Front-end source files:
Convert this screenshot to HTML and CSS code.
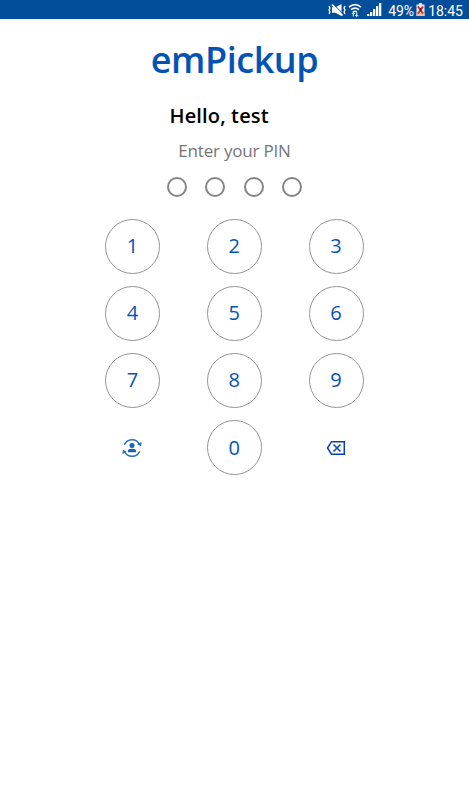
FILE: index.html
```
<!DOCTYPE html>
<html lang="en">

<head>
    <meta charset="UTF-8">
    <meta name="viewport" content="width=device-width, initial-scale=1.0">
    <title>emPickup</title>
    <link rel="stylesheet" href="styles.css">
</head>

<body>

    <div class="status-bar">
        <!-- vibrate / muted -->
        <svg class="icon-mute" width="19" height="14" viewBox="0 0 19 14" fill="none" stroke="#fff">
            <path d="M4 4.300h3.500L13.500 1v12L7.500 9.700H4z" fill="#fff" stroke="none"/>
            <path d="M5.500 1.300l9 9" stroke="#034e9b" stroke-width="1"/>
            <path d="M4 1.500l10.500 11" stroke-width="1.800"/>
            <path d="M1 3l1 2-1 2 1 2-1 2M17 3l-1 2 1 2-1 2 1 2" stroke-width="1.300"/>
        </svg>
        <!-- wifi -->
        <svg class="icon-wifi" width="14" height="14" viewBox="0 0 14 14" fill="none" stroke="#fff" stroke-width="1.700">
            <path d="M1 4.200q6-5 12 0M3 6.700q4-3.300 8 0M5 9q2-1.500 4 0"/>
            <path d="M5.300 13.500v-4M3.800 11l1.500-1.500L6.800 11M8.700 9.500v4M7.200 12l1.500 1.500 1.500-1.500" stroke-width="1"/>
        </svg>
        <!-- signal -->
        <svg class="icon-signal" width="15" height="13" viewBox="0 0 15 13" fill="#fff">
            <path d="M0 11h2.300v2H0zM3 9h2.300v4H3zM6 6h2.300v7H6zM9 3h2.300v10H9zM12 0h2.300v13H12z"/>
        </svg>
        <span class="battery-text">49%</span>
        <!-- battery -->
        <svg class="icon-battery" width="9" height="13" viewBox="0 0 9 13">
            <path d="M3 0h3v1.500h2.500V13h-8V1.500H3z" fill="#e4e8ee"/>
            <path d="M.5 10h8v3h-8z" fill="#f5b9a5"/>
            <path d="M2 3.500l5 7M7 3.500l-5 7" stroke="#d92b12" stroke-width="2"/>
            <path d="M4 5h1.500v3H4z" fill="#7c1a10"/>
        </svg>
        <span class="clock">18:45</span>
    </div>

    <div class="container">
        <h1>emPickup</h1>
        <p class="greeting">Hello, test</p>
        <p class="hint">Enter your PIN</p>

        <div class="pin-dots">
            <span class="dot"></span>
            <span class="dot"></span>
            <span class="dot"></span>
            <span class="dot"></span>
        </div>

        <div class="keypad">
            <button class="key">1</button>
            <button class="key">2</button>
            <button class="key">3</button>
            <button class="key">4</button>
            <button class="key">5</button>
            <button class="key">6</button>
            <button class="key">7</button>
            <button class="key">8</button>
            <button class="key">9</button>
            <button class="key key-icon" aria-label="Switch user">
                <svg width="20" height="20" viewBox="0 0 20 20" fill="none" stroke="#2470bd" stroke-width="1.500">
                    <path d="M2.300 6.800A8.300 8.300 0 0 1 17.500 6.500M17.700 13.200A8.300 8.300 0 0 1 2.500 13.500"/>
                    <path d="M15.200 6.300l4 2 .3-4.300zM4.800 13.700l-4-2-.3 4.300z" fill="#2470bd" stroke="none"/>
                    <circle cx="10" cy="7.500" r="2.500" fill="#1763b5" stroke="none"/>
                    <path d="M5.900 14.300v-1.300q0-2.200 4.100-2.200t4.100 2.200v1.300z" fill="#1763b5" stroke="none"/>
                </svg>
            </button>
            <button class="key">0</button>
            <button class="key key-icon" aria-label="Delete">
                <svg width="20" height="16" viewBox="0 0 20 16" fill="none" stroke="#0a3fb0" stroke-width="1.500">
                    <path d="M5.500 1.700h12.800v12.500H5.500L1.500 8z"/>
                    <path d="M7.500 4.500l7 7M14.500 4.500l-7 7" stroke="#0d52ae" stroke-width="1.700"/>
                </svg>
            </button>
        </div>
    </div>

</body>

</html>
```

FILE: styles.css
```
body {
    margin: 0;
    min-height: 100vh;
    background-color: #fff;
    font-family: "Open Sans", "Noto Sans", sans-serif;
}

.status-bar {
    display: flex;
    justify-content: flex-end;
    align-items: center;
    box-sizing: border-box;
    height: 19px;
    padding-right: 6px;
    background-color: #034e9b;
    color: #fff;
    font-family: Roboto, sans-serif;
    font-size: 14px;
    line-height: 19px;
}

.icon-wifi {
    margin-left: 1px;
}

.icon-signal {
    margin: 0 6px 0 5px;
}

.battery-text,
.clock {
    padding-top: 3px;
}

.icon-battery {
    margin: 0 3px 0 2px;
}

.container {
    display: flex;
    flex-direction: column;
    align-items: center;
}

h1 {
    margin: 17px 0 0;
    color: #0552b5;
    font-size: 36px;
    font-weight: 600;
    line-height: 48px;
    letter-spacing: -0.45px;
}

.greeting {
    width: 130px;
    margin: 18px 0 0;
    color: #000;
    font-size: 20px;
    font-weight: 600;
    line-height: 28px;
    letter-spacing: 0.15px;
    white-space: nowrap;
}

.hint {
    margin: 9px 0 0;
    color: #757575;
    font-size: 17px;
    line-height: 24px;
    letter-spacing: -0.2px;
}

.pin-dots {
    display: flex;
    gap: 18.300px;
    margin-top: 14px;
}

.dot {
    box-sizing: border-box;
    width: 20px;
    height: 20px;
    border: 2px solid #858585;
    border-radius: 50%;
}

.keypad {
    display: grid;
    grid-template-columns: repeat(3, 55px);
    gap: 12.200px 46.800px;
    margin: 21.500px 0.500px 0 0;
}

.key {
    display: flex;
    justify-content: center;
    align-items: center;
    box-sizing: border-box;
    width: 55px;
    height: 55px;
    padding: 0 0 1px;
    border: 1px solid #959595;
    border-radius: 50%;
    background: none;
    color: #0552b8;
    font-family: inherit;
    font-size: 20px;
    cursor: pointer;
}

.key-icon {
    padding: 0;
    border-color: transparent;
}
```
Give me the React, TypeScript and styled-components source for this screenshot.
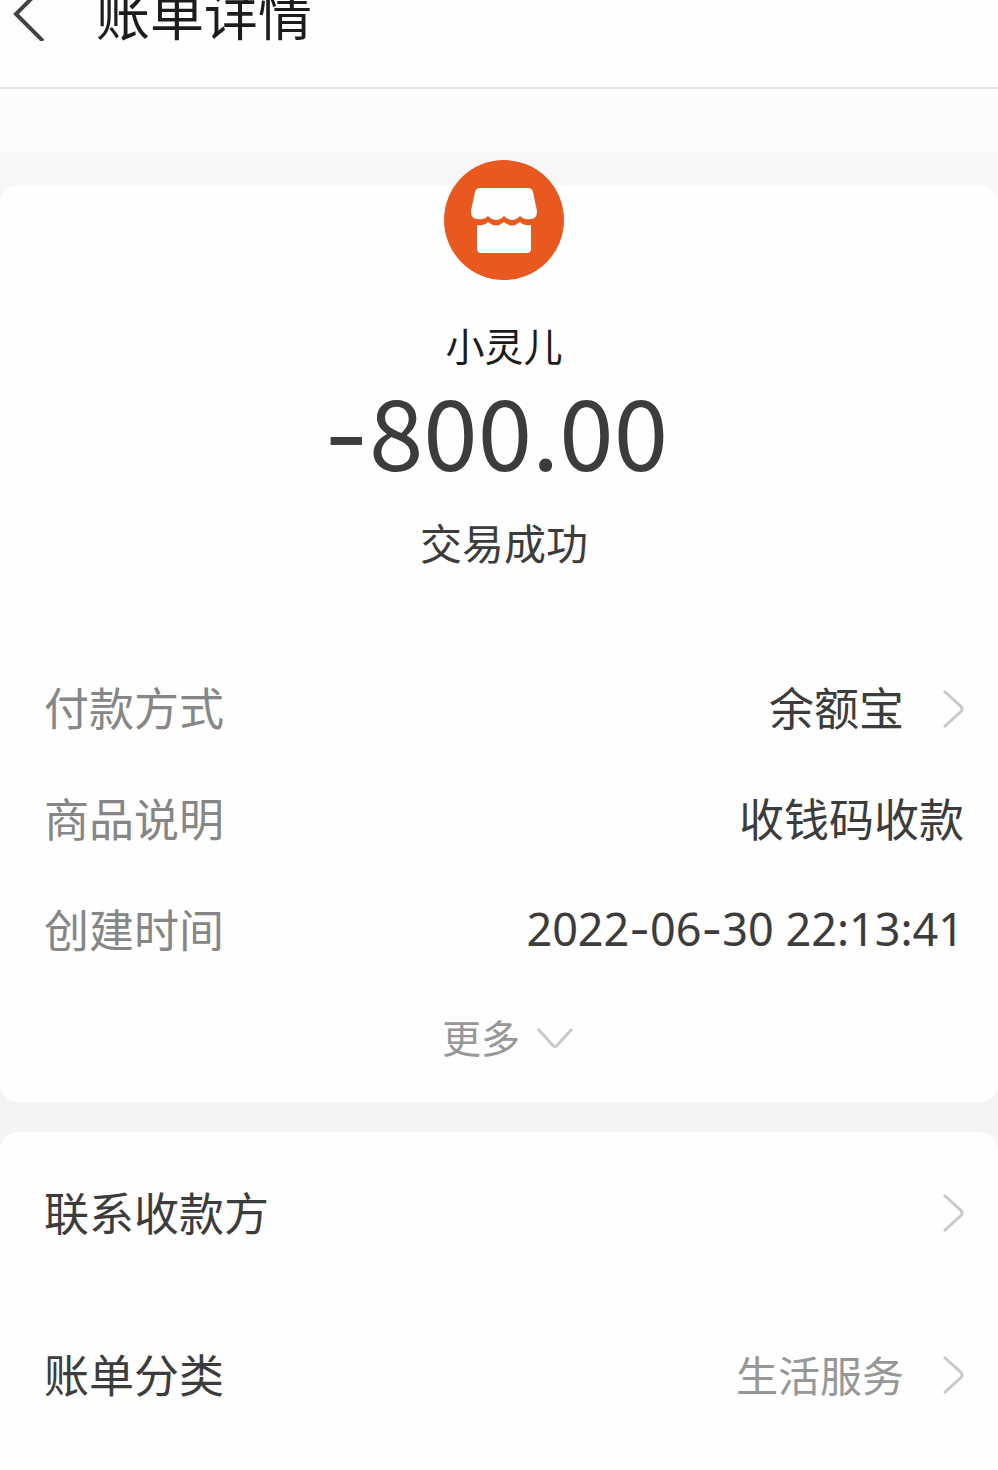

_Task to carry out:_ Leave images out of the retyped records; keep all else exact.

_Output for this task:_
Convert this screenshot to HTML and CSS code.
FILE: index.html
```
<!DOCTYPE html>
<html lang="en">

<head>
    <meta charset="UTF-8">
    <meta name="viewport" content="width=device-width, initial-scale=1.0">
    <title>emPickup</title>
    <link rel="stylesheet" href="styles.css">
</head>

<body>

    <div class="status-bar">
        <!-- vibrate / muted -->
        <svg class="icon-mute" width="19" height="14" viewBox="0 0 19 14" fill="none" stroke="#fff">
            <path d="M4 4.300h3.500L13.500 1v12L7.500 9.700H4z" fill="#fff" stroke="none"/>
            <path d="M5.500 1.300l9 9" stroke="#034e9b" stroke-width="1"/>
            <path d="M4 1.500l10.500 11" stroke-width="1.800"/>
            <path d="M1 3l1 2-1 2 1 2-1 2M17 3l-1 2 1 2-1 2 1 2" stroke-width="1.300"/>
        </svg>
        <!-- wifi -->
        <svg class="icon-wifi" width="14" height="14" viewBox="0 0 14 14" fill="none" stroke="#fff" stroke-width="1.700">
            <path d="M1 4.200q6-5 12 0M3 6.700q4-3.300 8 0M5 9q2-1.500 4 0"/>
            <path d="M5.300 13.500v-4M3.800 11l1.500-1.500L6.800 11M8.700 9.500v4M7.200 12l1.500 1.500 1.500-1.500" stroke-width="1"/>
        </svg>
        <!-- signal -->
        <svg class="icon-signal" width="15" height="13" viewBox="0 0 15 13" fill="#fff">
            <path d="M0 11h2.300v2H0zM3 9h2.300v4H3zM6 6h2.300v7H6zM9 3h2.300v10H9zM12 0h2.300v13H12z"/>
        </svg>
        <span class="battery-text">49%</span>
        <!-- battery -->
        <svg class="icon-battery" width="9" height="13" viewBox="0 0 9 13">
            <path d="M3 0h3v1.500h2.500V13h-8V1.500H3z" fill="#e4e8ee"/>
            <path d="M.5 10h8v3h-8z" fill="#f5b9a5"/>
            <path d="M2 3.500l5 7M7 3.500l-5 7" stroke="#d92b12" stroke-width="2"/>
            <path d="M4 5h1.500v3H4z" fill="#7c1a10"/>
        </svg>
        <span class="clock">18:45</span>
    </div>

    <div class="container">
        <h1>emPickup</h1>
        <p class="greeting">Hello, test</p>
        <p class="hint">Enter your PIN</p>

        <div class="pin-dots">
            <span class="dot"></span>
            <span class="dot"></span>
            <span class="dot"></span>
            <span class="dot"></span>
        </div>

        <div class="keypad">
            <button class="key">1</button>
            <button class="key">2</button>
            <button class="key">3</button>
            <button class="key">4</button>
            <button class="key">5</button>
            <button class="key">6</button>
            <button class="key">7</button>
            <button class="key">8</button>
            <button class="key">9</button>
            <button class="key key-icon" aria-label="Switch user">
                <svg width="20" height="20" viewBox="0 0 20 20" fill="none" stroke="#2470bd" stroke-width="1.500">
                    <path d="M2.300 6.800A8.300 8.300 0 0 1 17.500 6.500M17.700 13.200A8.300 8.300 0 0 1 2.500 13.500"/>
                    <path d="M15.200 6.300l4 2 .3-4.300zM4.800 13.700l-4-2-.3 4.300z" fill="#2470bd" stroke="none"/>
                    <circle cx="10" cy="7.500" r="2.500" fill="#1763b5" stroke="none"/>
                    <path d="M5.900 14.300v-1.300q0-2.200 4.100-2.200t4.100 2.200v1.300z" fill="#1763b5" stroke="none"/>
                </svg>
            </button>
            <button class="key">0</button>
            <button class="key key-icon" aria-label="Delete">
                <svg width="20" height="16" viewBox="0 0 20 16" fill="none" stroke="#0a3fb0" stroke-width="1.500">
                    <path d="M5.500 1.700h12.800v12.500H5.500L1.500 8z"/>
                    <path d="M7.500 4.500l7 7M14.500 4.500l-7 7" stroke="#0d52ae" stroke-width="1.700"/>
                </svg>
            </button>
        </div>
    </div>

</body>

</html>
```

FILE: styles.css
```
body {
    margin: 0;
    min-height: 100vh;
    background-color: #fff;
    font-family: "Open Sans", "Noto Sans", sans-serif;
}

.status-bar {
    display: flex;
    justify-content: flex-end;
    align-items: center;
    box-sizing: border-box;
    height: 19px;
    padding-right: 6px;
    background-color: #034e9b;
    color: #fff;
    font-family: Roboto, sans-serif;
    font-size: 14px;
    line-height: 19px;
}

.icon-wifi {
    margin-left: 1px;
}

.icon-signal {
    margin: 0 6px 0 5px;
}

.battery-text,
.clock {
    padding-top: 3px;
}

.icon-battery {
    margin: 0 3px 0 2px;
}

.container {
    display: flex;
    flex-direction: column;
    align-items: center;
}

h1 {
    margin: 17px 0 0;
    color: #0552b5;
    font-size: 36px;
    font-weight: 600;
    line-height: 48px;
    letter-spacing: -0.45px;
}

.greeting {
    width: 130px;
    margin: 18px 0 0;
    color: #000;
    font-size: 20px;
    font-weight: 600;
    line-height: 28px;
    letter-spacing: 0.15px;
    white-space: nowrap;
}

.hint {
    margin: 9px 0 0;
    color: #757575;
    font-size: 17px;
    line-height: 24px;
    letter-spacing: -0.2px;
}

.pin-dots {
    display: flex;
    gap: 18.300px;
    margin-top: 14px;
}

.dot {
    box-sizing: border-box;
    width: 20px;
    height: 20px;
    border: 2px solid #858585;
    border-radius: 50%;
}

.keypad {
    display: grid;
    grid-template-columns: repeat(3, 55px);
    gap: 12.200px 46.800px;
    margin: 21.500px 0.500px 0 0;
}

.key {
    display: flex;
    justify-content: center;
    align-items: center;
    box-sizing: border-box;
    width: 55px;
    height: 55px;
    padding: 0 0 1px;
    border: 1px solid #959595;
    border-radius: 50%;
    background: none;
    color: #0552b8;
    font-family: inherit;
    font-size: 20px;
    cursor: pointer;
}

.key-icon {
    padding: 0;
    border-color: transparent;
}
```
Give me the React, TypeScript and styled-components source for this screenshot.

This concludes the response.